Exercise:
Reproduce every line in the listing that contains the word "this".

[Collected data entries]
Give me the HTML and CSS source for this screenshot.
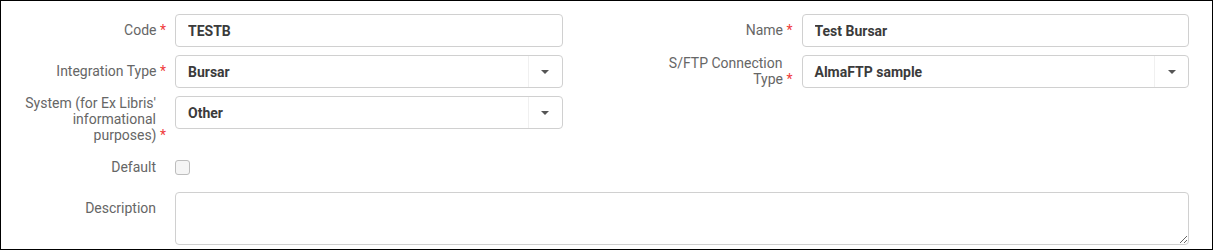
FILE: index.html
```html
<!DOCTYPE html>
<html>
<head>
    <title>Integration Profile</title>
    <meta name="viewport" content="width=device-width, initial-scale=1">
    <link rel="stylesheet" href="styles.css">
</head>
<body>
    <div class="panel">
        <div class="columns">
            <!-- Left column -->
            <div class="column">
                <div class="field">
                    <label class="field-label"><span class="label-text">Code <span class="req">*</span></span></label>
                    <input class="input" type="text" value="TESTB">
                </div>
                <div class="field">
                    <label class="field-label"><span class="label-text">Integration Type <span class="req">*</span></span></label>
                    <div class="select">
                        <span class="select-value">Bursar</span>
                        <span class="select-arrow"></span>
                    </div>
                </div>
                <div class="field">
                    <label class="field-label"><span class="label-text">System (for Ex Libris' informational purposes) <span class="req">*</span></span></label>
                    <div class="select">
                        <span class="select-value">Other</span>
                        <span class="select-arrow"></span>
                    </div>
                </div>
            </div>

            <!-- Right column -->
            <div class="column">
                <div class="field">
                    <label class="field-label"><span class="label-text">Name <span class="req">*</span></span></label>
                    <input class="input" type="text" value="Test Bursar">
                </div>
                <div class="field">
                    <label class="field-label"><span class="label-text">S/FTP Connection Type <span class="req">*</span></span></label>
                    <div class="select">
                        <span class="select-value">AlmaFTP sample</span>
                        <span class="select-arrow"></span>
                    </div>
                </div>
            </div>
        </div>

        <div class="field">
            <label class="field-label"><span class="label-text">Default</span></label>
            <div class="check-wrap">
                <input class="checkbox" type="checkbox">
            </div>
        </div>
        <div class="field">
            <label class="field-label"><span class="label-text">Description</span></label>
            <textarea class="textarea"></textarea>
        </div>
    </div>
</body>
</html>
```

FILE: styles.css
```css
body {
    margin: 0;
    background: #fff;
    font-family: Roboto, "Liberation Sans", Arial, sans-serif;
    font-size: 14px;
    color: #333;
}
.panel {
    width: 1213px;
    height: 250px;
    box-sizing: border-box;
    border: 1px solid #000;
    padding: 13px 23px 0 9px;
    display: flex;
    flex-direction: column;
    gap: 8px;
}
.columns {
    display: grid;
    grid-template-columns: 1fr 1fr;
    column-gap: 74px;
}
.column {
    display: flex;
    flex-direction: column;
    gap: 8px;
}
.field {
    display: grid;
    grid-template-columns: 156px 1fr;
    column-gap: 9px;
    align-items: start;
}
.field-label {
    display: flex;
    align-items: center;
    min-height: 33px;
    margin-top: -1px;
    padding: 0 10px 0 6px;
    line-height: 16px;
    color: #666;
}
.label-text {
    width: 100%;
    text-align: right;
}
.req {
    color: #ef3b3b;
    margin-right: -10px;
}
.input,
.select {
    box-sizing: border-box;
    height: 33px;
    border: 1px solid #d0d0d0;
    border-radius: 4px;
    background: #fff;
    font-family: inherit;
    font-size: 14px;
    font-weight: bold;
    color: #3b3b3b;
}
.input {
    width: 100%;
    padding: 0 12px;
    outline: none;
}
.select {
    display: flex;
    align-items: stretch;
}
.select-value {
    flex: 1;
    display: flex;
    align-items: center;
    padding: 0 12px;
}
.select-arrow {
    width: 33px;
    border-left: 1px solid #f0f0f0;
    display: flex;
    align-items: center;
    justify-content: center;
}
.select-arrow::before {
    content: "";
    border-left: 4px solid transparent;
    border-right: 4px solid transparent;
    border-top: 4px solid #555;
}
.check-wrap {
    display: flex;
    align-items: center;
    height: 33px;
}
.checkbox {
    appearance: none;
    margin: 0;
    width: 15px;
    height: 15px;
    border: 1px solid #bdbdbd;
    border-radius: 3px;
    background: #f5f5f5;
}
.textarea {
    box-sizing: border-box;
    width: 100%;
    height: 53px;
    border: 1px solid #d0d0d0;
    border-radius: 4px;
    font-family: inherit;
    font-size: 14px;
    margin: 0;
    padding: 6px 12px;
}
```
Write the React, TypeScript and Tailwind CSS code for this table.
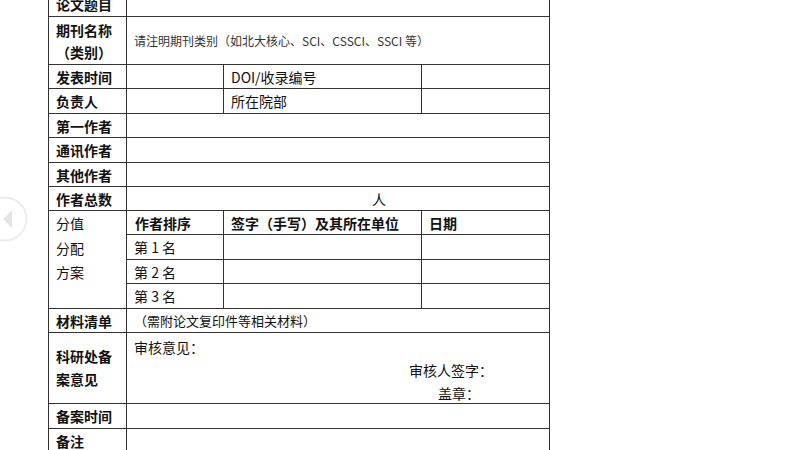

Output of the task:
Give me the HTML and CSS source for this screenshot.
Write the React, TypeScript and Tailwind CSS code for this table.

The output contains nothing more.